(Dataset rows)
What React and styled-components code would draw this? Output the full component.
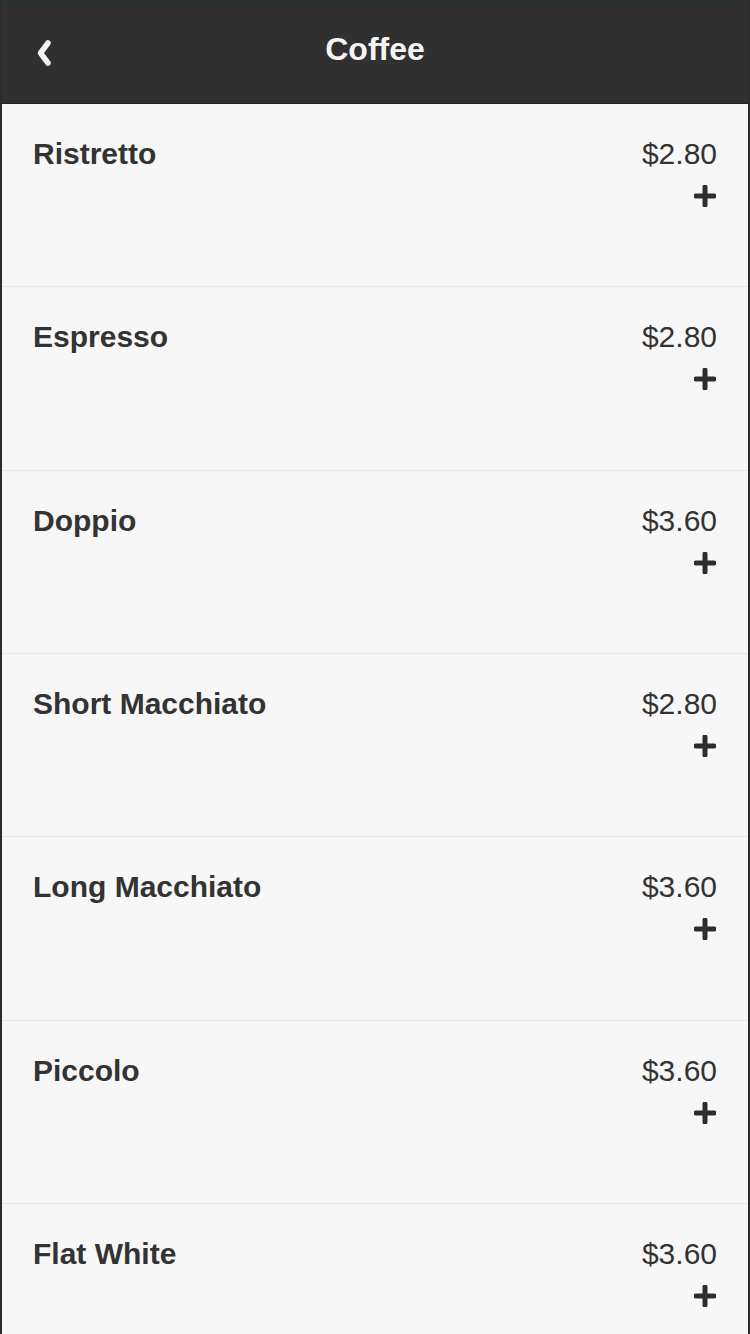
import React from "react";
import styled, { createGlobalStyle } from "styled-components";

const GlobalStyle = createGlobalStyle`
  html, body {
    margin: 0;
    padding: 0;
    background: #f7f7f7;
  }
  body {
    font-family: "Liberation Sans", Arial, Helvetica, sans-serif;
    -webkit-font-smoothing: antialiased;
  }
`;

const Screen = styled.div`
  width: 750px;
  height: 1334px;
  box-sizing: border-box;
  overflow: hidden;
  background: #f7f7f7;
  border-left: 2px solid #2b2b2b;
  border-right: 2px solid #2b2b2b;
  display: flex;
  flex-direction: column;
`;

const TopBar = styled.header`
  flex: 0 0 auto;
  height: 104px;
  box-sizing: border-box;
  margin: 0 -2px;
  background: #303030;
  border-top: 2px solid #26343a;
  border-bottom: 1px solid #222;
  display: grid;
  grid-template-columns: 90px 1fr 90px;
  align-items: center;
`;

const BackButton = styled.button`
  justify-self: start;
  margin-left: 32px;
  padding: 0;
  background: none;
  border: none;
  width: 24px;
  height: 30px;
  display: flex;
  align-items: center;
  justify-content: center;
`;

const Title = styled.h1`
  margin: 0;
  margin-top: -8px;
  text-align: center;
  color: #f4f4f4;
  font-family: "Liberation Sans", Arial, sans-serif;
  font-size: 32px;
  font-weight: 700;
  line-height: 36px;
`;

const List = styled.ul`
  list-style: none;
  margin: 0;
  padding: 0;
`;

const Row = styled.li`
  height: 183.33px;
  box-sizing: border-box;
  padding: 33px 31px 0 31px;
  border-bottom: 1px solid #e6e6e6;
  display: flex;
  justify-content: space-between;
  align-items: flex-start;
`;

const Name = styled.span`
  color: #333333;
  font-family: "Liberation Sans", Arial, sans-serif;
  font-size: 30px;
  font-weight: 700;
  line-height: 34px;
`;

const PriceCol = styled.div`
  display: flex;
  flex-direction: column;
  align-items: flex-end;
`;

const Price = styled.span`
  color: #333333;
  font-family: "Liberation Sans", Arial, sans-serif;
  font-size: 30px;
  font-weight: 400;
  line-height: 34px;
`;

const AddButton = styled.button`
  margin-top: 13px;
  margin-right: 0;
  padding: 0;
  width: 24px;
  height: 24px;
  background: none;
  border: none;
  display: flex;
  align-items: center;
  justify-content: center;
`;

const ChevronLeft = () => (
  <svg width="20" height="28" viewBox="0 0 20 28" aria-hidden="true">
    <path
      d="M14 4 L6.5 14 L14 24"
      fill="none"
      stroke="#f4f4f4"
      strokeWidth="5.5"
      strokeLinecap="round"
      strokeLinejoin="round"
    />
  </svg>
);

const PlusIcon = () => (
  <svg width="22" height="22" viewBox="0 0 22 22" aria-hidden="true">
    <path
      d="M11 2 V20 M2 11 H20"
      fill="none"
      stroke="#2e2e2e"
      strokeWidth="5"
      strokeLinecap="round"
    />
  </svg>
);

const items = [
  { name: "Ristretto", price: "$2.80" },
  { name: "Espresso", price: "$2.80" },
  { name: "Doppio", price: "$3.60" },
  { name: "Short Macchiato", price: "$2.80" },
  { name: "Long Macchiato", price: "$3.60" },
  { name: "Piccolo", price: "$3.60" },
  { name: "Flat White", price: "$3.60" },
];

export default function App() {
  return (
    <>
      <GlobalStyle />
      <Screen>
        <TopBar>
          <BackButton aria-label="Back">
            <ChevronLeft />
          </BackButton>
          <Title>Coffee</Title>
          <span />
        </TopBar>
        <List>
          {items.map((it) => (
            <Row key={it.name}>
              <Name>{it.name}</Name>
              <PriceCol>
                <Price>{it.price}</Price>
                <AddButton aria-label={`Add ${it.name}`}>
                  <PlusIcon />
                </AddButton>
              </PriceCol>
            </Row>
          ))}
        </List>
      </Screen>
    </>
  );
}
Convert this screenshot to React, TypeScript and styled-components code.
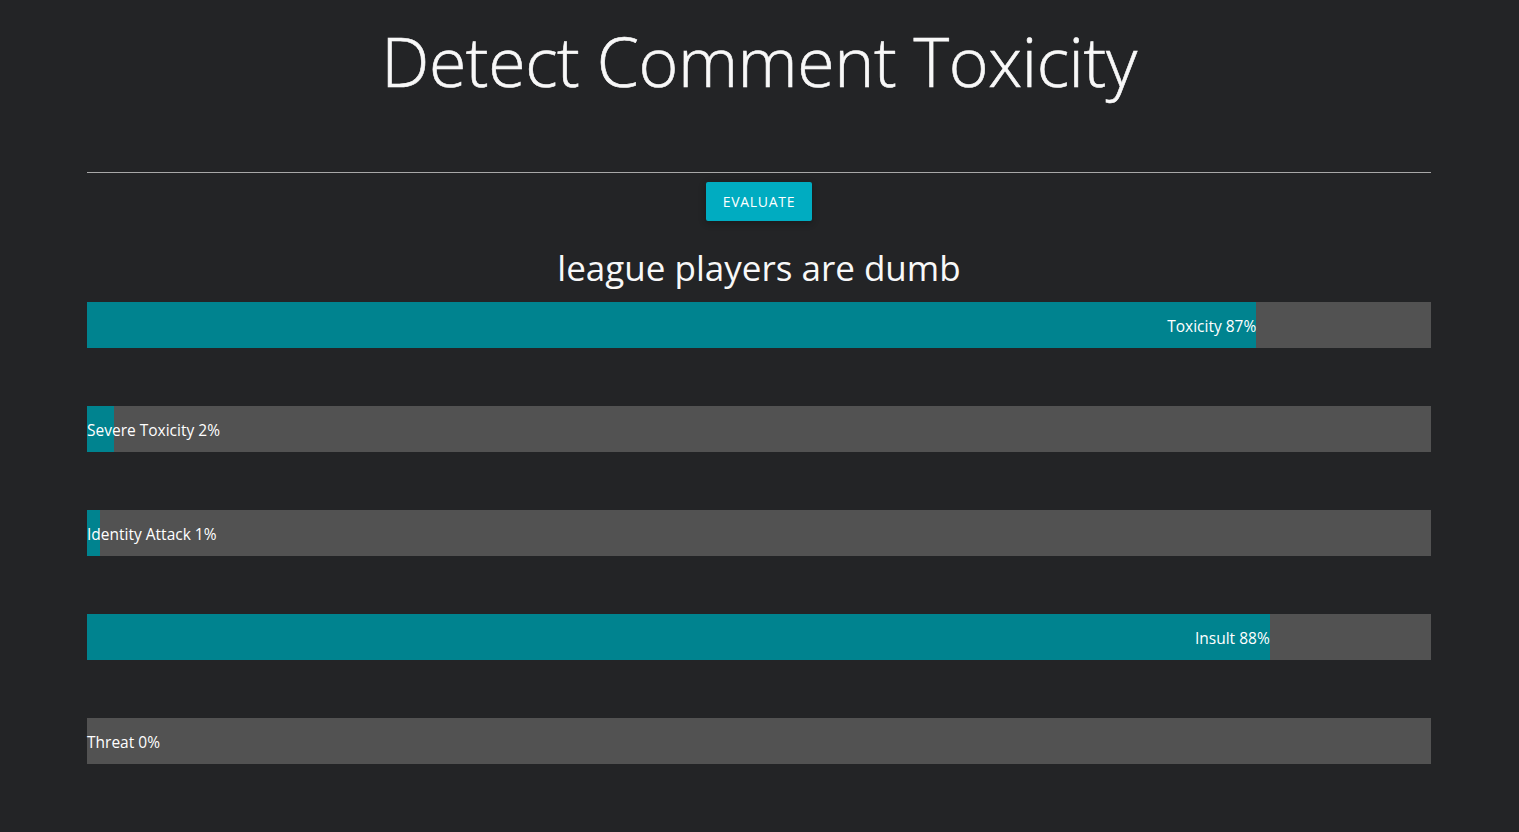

### Exercise requirements:
Which lines hold the word "code"? Copy each of them from the records.

### Finished task:
What React and styled-components code would draw this? Output the full component.
Convert this screenshot to React, TypeScript and styled-components code.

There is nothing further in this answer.